Assieme al nome di Angelo Barbieri, il più giovane dell’equipaggio
tragicamente scomparso, la gente ricorda Giovanni Nordio, il
telegrafista di bordo. Anche il Nordio era giovane, aveva 28 anni.
Questo era il suo ultimo viaggio e doveva sposarsi fra qualche mese.

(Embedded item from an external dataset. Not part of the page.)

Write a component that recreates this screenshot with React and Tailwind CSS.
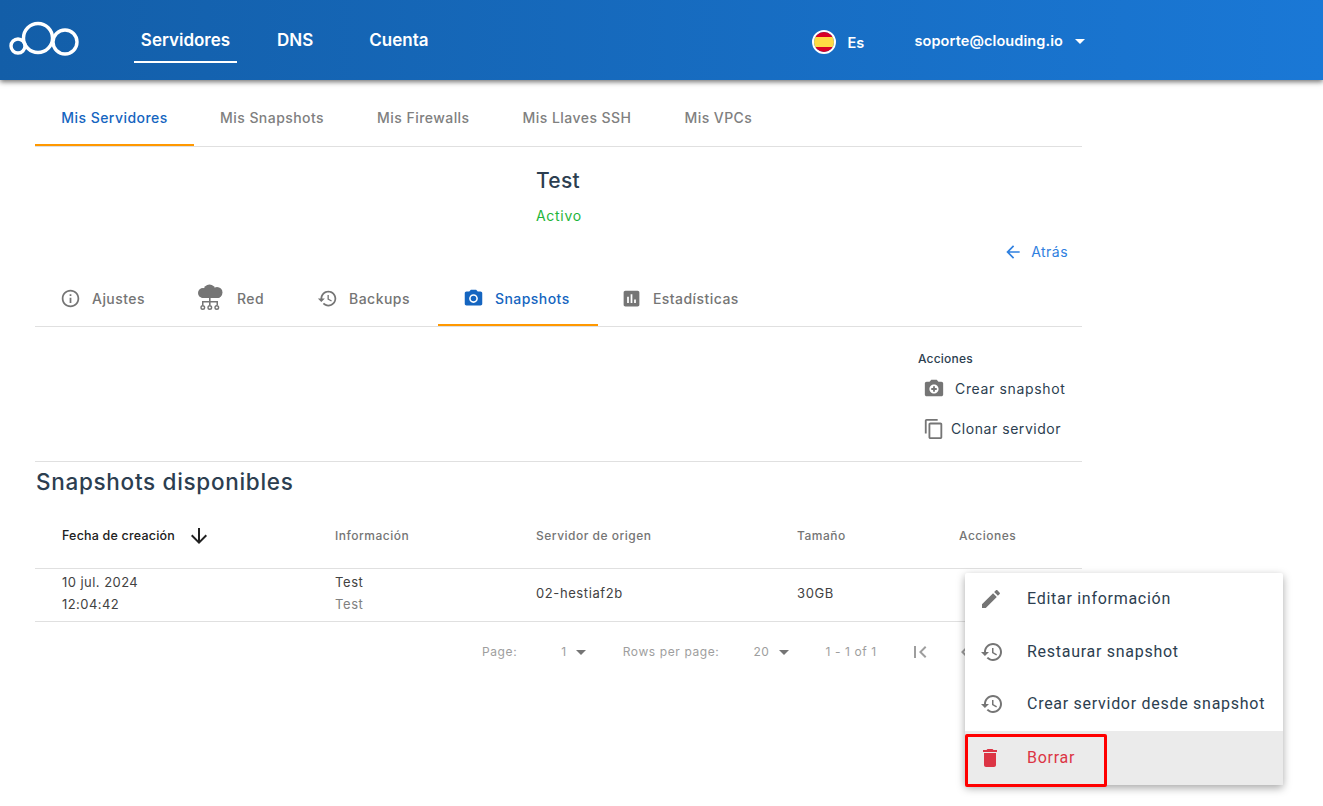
import { useState } from "react";

const paths = {
  info: "M11 7h2v2h-2zm0 4h2v6h-2zm1-9C6.48 2 2 6.48 2 12s4.48 10 10 10 10-4.48 10-10S17.52 2 12 2zm0 18c-4.41 0-8-3.59-8-8s3.59-8 8-8 8 3.59 8 8-3.59 8-8 8z",
  history: "M13 3c-4.97 0-9 4.03-9 9H1l3.89 3.89.07.14L9 12H6c0-3.87 3.13-7 7-7s7 3.13 7 7-3.13 7-7 7c-1.93 0-3.68-.79-4.94-2.06l-1.42 1.42C8.27 19.99 10.51 21 13 21c4.97 0 9-4.03 9-9s-4.03-9-9-9zm-1 5v5l4.28 2.54.72-1.21-3.5-2.08V8H12z",
  camera: "M9 2L7.17 4H4c-1.1 0-2 .9-2 2v12c0 1.1.9 2 2 2h16c1.1 0 2-.9 2-2V6c0-1.1-.9-2-2-2h-3.17L15 2H9zm3 15c-2.76 0-5-2.24-5-5s2.24-5 5-5 5 2.24 5 5-2.24 5-5 5zm0-8.2a3.2 3.2 0 1 0 0 6.4 3.2 3.2 0 0 0 0-6.4z",
  cameraAdd: "M9 2L7.17 4H4c-1.1 0-2 .9-2 2v12c0 1.1.9 2 2 2h16c1.1 0 2-.9 2-2V6c0-1.1-.9-2-2-2h-3.17L15 2H9zm3 15c-2.76 0-5-2.24-5-5s2.24-5 5-5 5 2.24 5 5-2.24 5-5 5zm-1-6H9v2h2v2h2v-2h2v-2h-2V9h-2v2z",
  stats: "M19 3H5c-1.1 0-2 .9-2 2v14c0 1.1.9 2 2 2h14c1.1 0 2-.9 2-2V5c0-1.1-.9-2-2-2zM9 17H7v-7h2v7zm4 0h-2V7h2v10zm4 0h-2v-4h2v4z",
  copy: "M16 1H4c-1.1 0-2 .9-2 2v14h2V3h12V1zm3 4H8c-1.1 0-2 .9-2 2v14c0 1.1.9 2 2 2h11c1.1 0 2-.9 2-2V7c0-1.1-.9-2-2-2zm0 16H8V7h11v14z",
  edit: "M3 17.25V21h3.75L17.81 9.94l-3.75-3.75L3 17.25zM20.71 7.04c.39-.39.39-1.02 0-1.41l-2.34-2.34c-.39-.39-1.02-.39-1.41 0l-1.83 1.83 3.75 3.75 1.83-1.83z",
  trash: "M6 19c0 1.1.9 2 2 2h8c1.1 0 2-.9 2-2V7H6v12zM19 4h-3.5l-1-1h-5l-1 1H5v2h14V4z",
  down: "M20 12l-1.41-1.41L13 16.17V4h-2v12.17l-5.58-5.59L4 12l8 8 8-8z",
  back: "M20 11H7.83l5.59-5.59L12 4l-8 8 8 8 1.41-1.41L7.83 13H20v-2z",
  first: "M18.41 16.59L13.82 12l4.59-4.59L17 6l-6 6 6 6zM6 6h2v12H6z",
  prev: "M15.41 7.41L14 6l-6 6 6 6 1.41-1.41L10.83 12z",
};

function Icon({ name, className }) {
  return (
    <svg viewBox="0 0 24 24" fill="currentColor" className={className}>
      <path d={paths[name]} />
    </svg>
  );
}

function Logo() {
  return (
    <svg viewBox="0 0 70 36" className="mb-[3px] h-[36px] w-[70px]" fill="none" stroke="white" strokeWidth="3.4">
      <circle cx="9" cy="25" r="7" />
      <circle cx="29" cy="17" r="14.5" />
      <circle cx="56" cy="21" r="12" />
    </svg>
  );
}

function Flag() {
  return (
    <div className="mt-[4px] flex h-[24px] w-[24px] flex-col overflow-hidden rounded-full border-2 border-white">
      <div className="h-[5px] bg-[#d80027]" />
      <div className="flex-1 bg-[#ffda44]" />
      <div className="h-[5px] bg-[#d80027]" />
    </div>
  );
}

function CloudNet({ className }) {
  return (
    <svg viewBox="0 0 28 28" className={className} fill="#757575">
      <circle cx="7" cy="9" r="5" />
      <circle cx="13.5" cy="6.5" r="6" />
      <circle cx="21" cy="8.5" r="5.5" />
      <rect x="5" y="8" width="19" height="6" rx="2" />
      <path d="M13 13h1.6v4H22v4h-1.5v-2.6h-5.9V21H13v-2.6H7.5V21H6v-4h7z" />
      <g fill="none" stroke="#757575" strokeWidth="1.4">
        <circle cx="6.8" cy="23.5" r="1.8" />
        <circle cx="13.8" cy="23.5" r="1.8" />
        <circle cx="20.8" cy="23.5" r="1.8" />
      </g>
    </svg>
  );
}

const caret = "h-0 w-0 border-x-[5px] border-t-[5px] border-x-transparent border-t-[#757575]";

export default function App() {
  const [sub] = useState(["Mis Snapshots", "Mis Firewalls", "Mis Llaves SSH", "Mis VPCs"]);

  return (
    <div className="relative h-[806px] w-[1323px] overflow-hidden bg-white font-['Inter',sans-serif] tracking-[0.45px] text-[#2c3e50]">
      <header className="relative flex h-[80px] items-center bg-gradient-to-r from-[#135ea8] to-[#1a78d6] pl-[9px] shadow-[0_2px_5px_rgba(0,0,0,0.55)]">
        <Logo />
        <nav className="ml-[55px] flex h-full text-[17px] font-semibold tracking-normal text-white">
          <div className="flex h-[63px] w-[103px] items-center justify-center self-start border-b-2 border-white pt-[20px]">Servidores</div>
          <div className="ml-[40px] flex h-[63px] items-center pt-[18px]">DNS</div>
          <div className="ml-[56px] flex h-[63px] items-center pt-[18px]">Cuenta</div>
        </nav>
        <div className="ml-[384px] flex items-center text-[14.5px] font-semibold tracking-[0.1px] text-white">
          <Flag />
          <span className="ml-[11px] mt-[6px]">Es</span>
          <span className="ml-[50px] mt-[2px]">soporte@clouding.io</span>
          <span className="ml-[12px] mt-[2px] h-0 w-0 border-x-[5px] border-t-[5px] border-x-transparent border-t-white" />
        </div>
      </header>

      <main className="ml-[35px] w-[1047px]">
        <div className="mt-[10px] flex h-[57px] border-b border-[#e0e0e0] text-[14px] font-medium">
          <div className="flex h-[56px] w-[159px] items-center justify-center border-b-2 border-[#ff9800] text-[#1565c0]">Mis Servidores</div>
          {sub.map((label) => (
            <div key={label} className="ml-[26px] mr-[27px] flex h-[54px] items-center text-[#808080]">{label}</div>
          ))}
        </div>

        <div className="mt-[20px] pl-[501px] text-[21px] font-medium leading-[28px] tracking-[0.3px]">Test</div>
        <div className="mt-[11px] pl-[501px] text-[14px] leading-[20px] tracking-[0.7px] text-[#1eb53a]">Activo</div>
        <div className="mt-[16px] flex items-center justify-end gap-[8px] pr-[14px] text-[14px] leading-[20px] text-[#2f80e0]">
          <Icon name="back" className="h-[20px] w-[20px]" />
          Atrás
        </div>

        <div className="mt-[13px] flex h-[52px] border-b border-[#e0e0e0] text-[14px] font-medium text-[#757575]">
          <div className="ml-[25px] flex h-[46px] items-center gap-[11px]">
            <Icon name="info" className="h-[21px] w-[21px]" />
            Ajustes
          </div>
          <div className="ml-[51px] flex h-[46px] items-center gap-[13px]">
            <CloudNet className="h-[28px] w-[28px]" />
            Red
          </div>
          <div className="ml-[53px] flex h-[46px] items-center gap-[11px]">
            <Icon name="history" className="h-[21px] w-[21px]" />
            Backups
          </div>
          <div className="ml-[28px] flex h-[51px] w-[160px] items-center gap-[11px] border-b-2 border-[#ff9800] pb-[3px] pl-[25px] text-[#1565c0]">
            <Icon name="camera" className="h-[21px] w-[21px]" />
            Snapshots
          </div>
          <div className="ml-[23px] flex h-[46px] items-center gap-[11px]">
            <Icon name="stats" className="h-[21px] w-[21px]" />
            Estadísticas
          </div>
        </div>

        <div className="flex h-[135px] flex-col border-b border-[#e0e0e0] pl-[883px]">
          <div className="mt-[24px] text-[12px] font-medium leading-[16px] tracking-[0.2px]">Acciones</div>
          <div className="mt-[11px] flex items-center text-[14px] leading-[20px] tracking-[0.65px]">
            <Icon name="cameraAdd" className="ml-[5px] h-[22px] w-[22px] text-[#757575]" />
            <span className="ml-[10px]">Crear snapshot</span>
          </div>
          <div className="mt-[18px] flex items-center text-[14px] leading-[20px] tracking-[0.55px]">
            <Icon name="copy" className="ml-[5px] h-[22px] w-[22px] text-[#757575]" />
            <span className="ml-[6px]">Clonar servidor</span>
          </div>
        </div>

        <h2 className="mt-[6px] pl-px text-[22.5px] font-medium leading-[28px] tracking-[0.7px]">Snapshots disponibles</h2>

        <div className="mt-[20px] grid h-[53px] grid-cols-[300px_201px_261px_162px_1fr] items-center border-b border-[#e0e0e0] pb-[12px] text-[12px] font-medium tracking-[0.5px] text-[#757575]">
          <div className="flex items-center pl-[27px] text-[12.5px] tracking-[0.2px] text-[#212121]">
            Fecha de creación
            <Icon name="down" className="ml-[12px] h-[24px] w-[24px]" />
          </div>
          <div>Información</div>
          <div>Servidor de origen</div>
          <div>Tamaño</div>
          <div>Acciones</div>
        </div>

        <div className="grid h-[53px] grid-cols-[300px_201px_261px_162px_1fr] items-center border-b border-[#e0e0e0] pb-[5px] text-[13px] leading-[22px] tracking-[0.6px] text-[#424242]">
          <div className="pl-[27px] tracking-[0.45px]">
            <div>10 jul. 2024</div>
            <div>12:04:42</div>
          </div>
          <div>
            <div>Test</div>
            <div className="text-[#808080]">Test</div>
          </div>
          <div>02-hestiaf2b</div>
          <div>30GB</div>
          <div />
        </div>

        <div className="flex h-[60px] items-center text-[12px] tracking-[0.6px] text-[#9e9e9e]">
          <span className="ml-[447px]">Page:</span>
          <span className="ml-[44px]">1</span>
          <span className={`ml-[9px] ${caret}`} />
          <span className="ml-[37px]">Rows per page:</span>
          <span className="ml-[34px]">20</span>
          <span className={`ml-[9px] ${caret}`} />
          <span className="ml-[37px]">1 - 1 of 1</span>
          <Icon name="first" className="ml-[31px] h-[24px] w-[24px] text-[#9e9e9e]" />
          <Icon name="prev" className="ml-[21px] h-[24px] w-[24px] text-[#9e9e9e]" />
        </div>
      </main>

      {/* menu abierto sobre la tabla */}
      <div className="absolute left-[965px] top-[573px] w-[318px] rounded-[2px] bg-white font-['Roboto',sans-serif] text-[16px] tracking-[0.72px] text-[#2c3e50] shadow-[0_3px_8px_rgba(0,0,0,0.35)]">
        <div className="flex h-[52px] items-center">
          <Icon name="edit" className="ml-[14px] h-[24px] w-[24px] text-[#757575]" />
          <span className="ml-[24px]">Editar información</span>
        </div>
        <div className="flex h-[53px] items-center">
          <Icon name="history" className="ml-[15px] h-[24px] w-[24px] text-[#757575]" />
          <span className="ml-[23px]">Restaurar snapshot</span>
        </div>
        <div className="flex h-[53px] items-center pb-[2px]">
          <Icon name="history" className="ml-[15px] h-[24px] w-[24px] text-[#757575]" />
          <span className="ml-[23px]">Crear servidor desde snapshot</span>
        </div>
        <div className="flex h-[54px] items-center bg-[#ebebeb] text-[#dc3545]">
          <Icon name="trash" className="ml-[13px] h-[24px] w-[24px]" />
          <span className="ml-[25px]">Borrar</span>
        </div>
      </div>

      {/* recuadro rojo de la captura */}
      <div className="absolute left-[965px] top-[734px] h-[53px] w-[142px] rounded-[2px] border-[3px] border-[#ff0000]" />
    </div>
  );
}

Un vecchio marinaio, amico di Giovanni Nordio, mi ha raccontato:
«Giorgio (lo chiamavano tutti così), doveva morire nel ’44, quando
aveva appena due anni. Sua madre era a bordo della motonave
“Giudecca” ancorata in Laguna, e teneva il piccolo figlio in
braccio. Ci fu un bombardamento. La donna venne ferita. La nave
affondò. La madre di Giorgio si buttò in acqua con il bambino in
braccio, riuscì a raggiungere la riva, affidò il piccolo ai
soccorritori e spirò. Giorgio raccontava spesso questo episodio e
diceva che a lui il mare non avrebbe fatto più nessuno scherzo. Era
già stato assunto dalla “Snam progetti”, che lo aveva destinato alla
cabina radio di una piattaforma fissa per le ricerche petrolifere in
mare aperto. Aveva accettato di fare questo viaggio per mettere da
parte un po’ di soldi per il matrimonio».